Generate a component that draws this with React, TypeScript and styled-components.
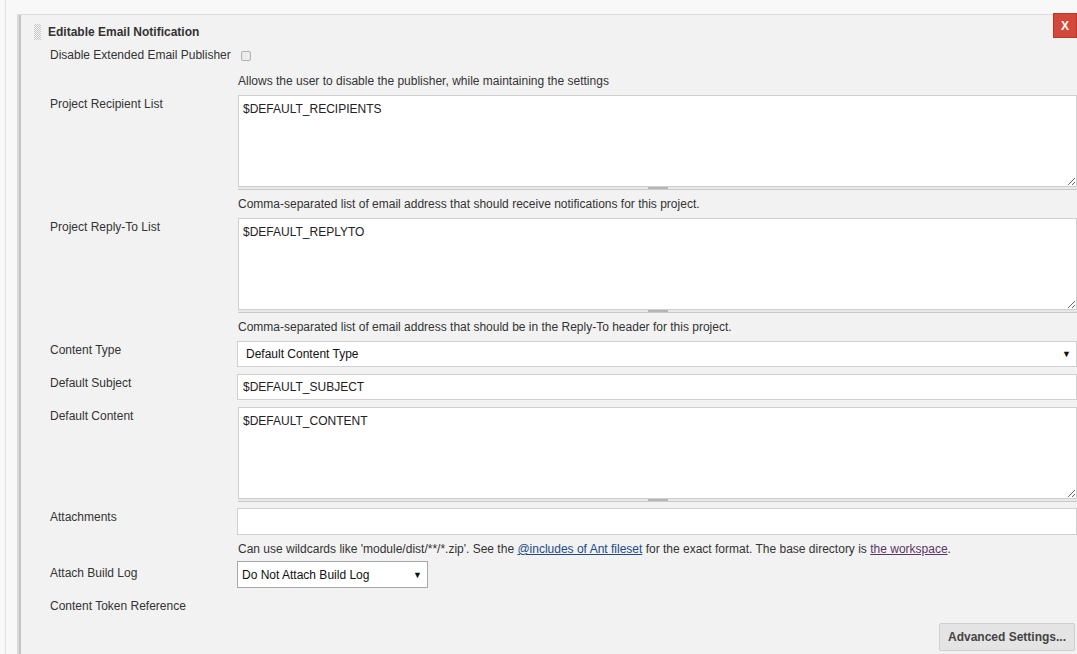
import styled, { createGlobalStyle } from 'styled-components';

const GlobalStyle = createGlobalStyle`
  html, body {
    margin: 0;
    padding: 0;
    background: #f8f8f8;
    overflow: hidden;
  }
  body {
    font-family: "Liberation Sans", Arial, sans-serif;
    font-size: 12px;
    color: #333;
  }
`;

const Page = styled.div`
  margin-left: 5px;
  border-left: 1px solid #e0e0e0;
  padding: 14px 0 0 11px;
  min-height: 100vh;
  box-sizing: border-box;
`;

const Section = styled.div`
  position: relative;
  background: #f2f2f2;
  border-top: 1px solid #dcdcdc;
  border-left: 2px solid #dadada;
  box-shadow: inset 2px 0 0 #c4c4c4;
  padding: 0 0 20px 31px;
  min-height: 700px;
`;

const CloseButton = styled.button`
  position: absolute;
  top: -2px;
  right: 0;
  width: 24px;
  height: 25px;
  border: 1px solid #b8392c;
  background: #d24939;
  color: #fff;
  font-family: "Liberation Sans", Arial, sans-serif;
  font-weight: 700;
  font-size: 12px;
  padding: 0;
  cursor: pointer;
`;

const Header = styled.div`
  display: flex;
  align-items: center;
  margin-left: -16px;
  padding-top: 9px;
  line-height: 16px;
  font-weight: 700;
  color: #333;
`;

const DragHandle = styled.span`
  width: 7px;
  height: 16px;
  margin-right: 7px;
  background: repeating-conic-gradient(#c9c9c9 0 25%, transparent 0 50%) 0 0 / 2px 2px;
`;

const Row = styled.div<{ $gap?: number }>`
  display: grid;
  grid-template-columns: 187px 1fr;
  margin-top: ${(p) => p.$gap ?? 7}px;
`;

const Label = styled.div<{ $offset?: number }>`
  line-height: 16px;
  padding-top: ${(p) => p.$offset ?? 1}px;
  color: #333;
`;

const HelpText = styled.div`
  grid-column: 2;
  line-height: 16px;
  padding-left: 1px;
  color: #333;

  a {
    text-decoration: underline;
  }
`;

const Link = styled.a<{ $visited?: boolean }>`
  color: ${(p) => (p.$visited ? '#5c3566' : '#204a87')};
`;

const Checkbox = styled.span`
  display: inline-block;
  width: 8px;
  height: 8px;
  margin: 5px 0 0 4px;
  border: 1px solid #b0b0b0;
  border-radius: 2px;
  background: #ececec;
`;

const TextAreaWrap = styled.div`
  padding-left: 1px;
`;

const TextArea = styled.textarea`
  display: block;
  width: 100%;
  height: 92px;
  box-sizing: border-box;
  border: 1px solid #cfcfcf;
  background: #fff;
  padding: 6px 4px;
  font-family: "Liberation Sans", Arial, sans-serif;
  font-size: 12px;
  line-height: 14px;
  color: #222;
`;

const ResizeBar = styled.div`
  position: relative;
  height: 2px;
  background: #e8e8e8;
  border-bottom: 1px solid #c9c9c9;

  &::after {
    content: '';
    position: absolute;
    left: 50%;
    top: 0;
    width: 20px;
    height: 2px;
    margin-left: -10px;
    background: #b5b5b5;
  }
`;

const TextInput = styled.input<{ $tall?: boolean }>`
  display: block;
  width: 100%;
  height: ${(p) => (p.$tall ? 27 : 26)}px;
  box-sizing: border-box;
  border: 1px solid #d0d0d0;
  background: #fff;
  padding: 0 5px;
  font-family: "Liberation Sans", Arial, sans-serif;
  font-size: 12px;
  color: #222;
`;

const SelectBox = styled.div<{ $width?: number; $dark?: boolean }>`
  display: flex;
  align-items: center;
  justify-content: space-between;
  width: ${(p) => (p.$width ? `${p.$width}px` : '100%')};
  height: ${(p) => (p.$dark ? 27 : 26)}px;
  box-sizing: border-box;
  border: 1px solid ${(p) => (p.$dark ? '#a9a9a9' : '#d0d0d0')};
  background: #fff;
  padding: 0 5px 0 ${(p) => (p.$dark ? 4 : 8)}px;
  color: #111;
`;

const Arrow = styled.span`
  font-size: 9px;
  color: #111;
`;

const Footer = styled.div`
  display: flex;
  justify-content: flex-end;
  margin-top: 9px;
  padding-right: 2px;
`;

const AdvancedButton = styled.button`
  height: 28px;
  padding: 0 8px;
  border: 1px solid #cfcfcf;
  border-radius: 2px;
  background: #e4e4e4;
  font-family: "Liberation Sans", Arial, sans-serif;
  font-weight: 700;
  font-size: 12px;
  color: #444;
`;

function App() {
  return (
    <>
      <GlobalStyle />
      <Page>
        <Section>
          <CloseButton>X</CloseButton>
          <Header>
            <DragHandle />
            Editable Email Notification
          </Header>

          <Row $gap={6}>
            <Label>Disable Extended Email Publisher</Label>
            <div>
              <Checkbox />
            </div>
          </Row>
          <Row $gap={9}>
            <HelpText>Allows the user to disable the publisher, while maintaining the settings</HelpText>
          </Row>

          <Row $gap={6}>
            <Label>Project Recipient List</Label>
            <TextAreaWrap>
              <TextArea defaultValue="$DEFAULT_RECIPIENTS" />
              <ResizeBar />
            </TextAreaWrap>
          </Row>
          <Row $gap={6}>
            <HelpText>
              Comma-separated list of email address that should receive notifications for this project.
            </HelpText>
          </Row>

          <Row $gap={6}>
            <Label>Project Reply-To List</Label>
            <TextAreaWrap>
              <TextArea defaultValue="$DEFAULT_REPLYTO" />
              <ResizeBar />
            </TextAreaWrap>
          </Row>
          <Row $gap={6}>
            <HelpText>
              Comma-separated list of email address that should be in the Reply-To header for this project.
            </HelpText>
          </Row>

          <Row $gap={6}>
            <Label>Content Type</Label>
            <SelectBox>
              Default Content Type
              <Arrow>▼</Arrow>
            </SelectBox>
          </Row>

          <Row>
            <Label>Default Subject</Label>
            <TextInput defaultValue="$DEFAULT_SUBJECT" />
          </Row>

          <Row>
            <Label>Default Content</Label>
            <TextAreaWrap>
              <TextArea defaultValue="$DEFAULT_CONTENT" />
              <ResizeBar />
            </TextAreaWrap>
          </Row>

          <Row $gap={6}>
            <Label>Attachments</Label>
            <TextInput $tall />
          </Row>
          <Row $gap={6}>
            <HelpText>
              Can use wildcards like 'module/dist/**/*.zip'. See the{' '}
              <Link href="#">@includes of Ant fileset</Link> for the exact format. The base directory is{' '}
              <Link href="#" $visited>
                the workspace
              </Link>
              .
            </HelpText>
          </Row>

          <Row $gap={4}>
            <Label $offset={4}>Attach Build Log</Label>
            <SelectBox $width={191} $dark>
              Do Not Attach Build Log
              <Arrow>▼</Arrow>
            </SelectBox>
          </Row>

          <Row $gap={9}>
            <Label>Content Token Reference</Label>
          </Row>

          <Footer>
            <AdvancedButton>Advanced Settings...</AdvancedButton>
          </Footer>
        </Section>
      </Page>
    </>
  );
}

export default App;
************
■ Written instruction
Are you able to set down all the lines above exactly, without any pictures?

■ Response
Generate a component that draws this with React, TypeScript and styled-components.
import styled, { createGlobalStyle } from 'styled-components';

const GlobalStyle = createGlobalStyle`
  html, body {
    margin: 0;
    padding: 0;
    background: #f8f8f8;
    overflow: hidden;
  }
  body {
    font-family: "Liberation Sans", Arial, sans-serif;
    font-size: 12px;
    color: #333;
  }
`;

const Page = styled.div`
  margin-left: 5px;
  border-left: 1px solid #e0e0e0;
  padding: 14px 0 0 11px;
  min-height: 100vh;
  box-sizing: border-box;
`;

const Section = styled.div`
  position: relative;
  background: #f2f2f2;
  border-top: 1px solid #dcdcdc;
  border-left: 2px solid #dadada;
  box-shadow: inset 2px 0 0 #c4c4c4;
  padding: 0 0 20px 31px;
  min-height: 700px;
`;

const CloseButton = styled.button`
  position: absolute;
  top: -2px;
  right: 0;
  width: 24px;
  height: 25px;
  border: 1px solid #b8392c;
  background: #d24939;
  color: #fff;
  font-family: "Liberation Sans", Arial, sans-serif;
  font-weight: 700;
  font-size: 12px;
  padding: 0;
  cursor: pointer;
`;

const Header = styled.div`
  display: flex;
  align-items: center;
  margin-left: -16px;
  padding-top: 9px;
  line-height: 16px;
  font-weight: 700;
  color: #333;
`;

const DragHandle = styled.span`
  width: 7px;
  height: 16px;
  margin-right: 7px;
  background: repeating-conic-gradient(#c9c9c9 0 25%, transparent 0 50%) 0 0 / 2px 2px;
`;

const Row = styled.div<{ $gap?: number }>`
  display: grid;
  grid-template-columns: 187px 1fr;
  margin-top: ${(p) => p.$gap ?? 7}px;
`;

const Label = styled.div<{ $offset?: number }>`
  line-height: 16px;
  padding-top: ${(p) => p.$offset ?? 1}px;
  color: #333;
`;

const HelpText = styled.div`
  grid-column: 2;
  line-height: 16px;
  padding-left: 1px;
  color: #333;

  a {
    text-decoration: underline;
  }
`;

const Link = styled.a<{ $visited?: boolean }>`
  color: ${(p) => (p.$visited ? '#5c3566' : '#204a87')};
`;

const Checkbox = styled.span`
  display: inline-block;
  width: 8px;
  height: 8px;
  margin: 5px 0 0 4px;
  border: 1px solid #b0b0b0;
  border-radius: 2px;
  background: #ececec;
`;

const TextAreaWrap = styled.div`
  padding-left: 1px;
`;

const TextArea = styled.textarea`
  display: block;
  width: 100%;
  height: 92px;
  box-sizing: border-box;
  border: 1px solid #cfcfcf;
  background: #fff;
  padding: 6px 4px;
  font-family: "Liberation Sans", Arial, sans-serif;
  font-size: 12px;
  line-height: 14px;
  color: #222;
`;

const ResizeBar = styled.div`
  position: relative;
  height: 2px;
  background: #e8e8e8;
  border-bottom: 1px solid #c9c9c9;

  &::after {
    content: '';
    position: absolute;
    left: 50%;
    top: 0;
    width: 20px;
    height: 2px;
    margin-left: -10px;
    background: #b5b5b5;
  }
`;

const TextInput = styled.input<{ $tall?: boolean }>`
  display: block;
  width: 100%;
  height: ${(p) => (p.$tall ? 27 : 26)}px;
  box-sizing: border-box;
  border: 1px solid #d0d0d0;
  background: #fff;
  padding: 0 5px;
  font-family: "Liberation Sans", Arial, sans-serif;
  font-size: 12px;
  color: #222;
`;

const SelectBox = styled.div<{ $width?: number; $dark?: boolean }>`
  display: flex;
  align-items: center;
  justify-content: space-between;
  width: ${(p) => (p.$width ? `${p.$width}px` : '100%')};
  height: ${(p) => (p.$dark ? 27 : 26)}px;
  box-sizing: border-box;
  border: 1px solid ${(p) => (p.$dark ? '#a9a9a9' : '#d0d0d0')};
  background: #fff;
  padding: 0 5px 0 ${(p) => (p.$dark ? 4 : 8)}px;
  color: #111;
`;

const Arrow = styled.span`
  font-size: 9px;
  color: #111;
`;

const Footer = styled.div`
  display: flex;
  justify-content: flex-end;
  margin-top: 9px;
  padding-right: 2px;
`;

const AdvancedButton = styled.button`
  height: 28px;
  padding: 0 8px;
  border: 1px solid #cfcfcf;
  border-radius: 2px;
  background: #e4e4e4;
  font-family: "Liberation Sans", Arial, sans-serif;
  font-weight: 700;
  font-size: 12px;
  color: #444;
`;

function App() {
  return (
    <>
      <GlobalStyle />
      <Page>
        <Section>
          <CloseButton>X</CloseButton>
          <Header>
            <DragHandle />
            Editable Email Notification
          </Header>

          <Row $gap={6}>
            <Label>Disable Extended Email Publisher</Label>
            <div>
              <Checkbox />
            </div>
          </Row>
          <Row $gap={9}>
            <HelpText>Allows the user to disable the publisher, while maintaining the settings</HelpText>
          </Row>

          <Row $gap={6}>
            <Label>Project Recipient List</Label>
            <TextAreaWrap>
              <TextArea defaultValue="$DEFAULT_RECIPIENTS" />
              <ResizeBar />
            </TextAreaWrap>
          </Row>
          <Row $gap={6}>
            <HelpText>
              Comma-separated list of email address that should receive notifications for this project.
            </HelpText>
          </Row>

          <Row $gap={6}>
            <Label>Project Reply-To List</Label>
            <TextAreaWrap>
              <TextArea defaultValue="$DEFAULT_REPLYTO" />
              <ResizeBar />
            </TextAreaWrap>
          </Row>
          <Row $gap={6}>
            <HelpText>
              Comma-separated list of email address that should be in the Reply-To header for this project.
            </HelpText>
          </Row>

          <Row $gap={6}>
            <Label>Content Type</Label>
            <SelectBox>
              Default Content Type
              <Arrow>▼</Arrow>
            </SelectBox>
          </Row>

          <Row>
            <Label>Default Subject</Label>
            <TextInput defaultValue="$DEFAULT_SUBJECT" />
          </Row>

          <Row>
            <Label>Default Content</Label>
            <TextAreaWrap>
              <TextArea defaultValue="$DEFAULT_CONTENT" />
              <ResizeBar />
            </TextAreaWrap>
          </Row>

          <Row $gap={6}>
            <Label>Attachments</Label>
            <TextInput $tall />
          </Row>
          <Row $gap={6}>
            <HelpText>
              Can use wildcards like 'module/dist/**/*.zip'. See the{' '}
              <Link href="#">@includes of Ant fileset</Link> for the exact format. The base directory is{' '}
              <Link href="#" $visited>
                the workspace
              </Link>
              .
            </HelpText>
          </Row>

          <Row $gap={4}>
            <Label $offset={4}>Attach Build Log</Label>
            <SelectBox $width={191} $dark>
              Do Not Attach Build Log
              <Arrow>▼</Arrow>
            </SelectBox>
          </Row>

          <Row $gap={9}>
            <Label>Content Token Reference</Label>
          </Row>

          <Footer>
            <AdvancedButton>Advanced Settings...</AdvancedButton>
          </Footer>
        </Section>
      </Page>
    </>
  );
}

export default App;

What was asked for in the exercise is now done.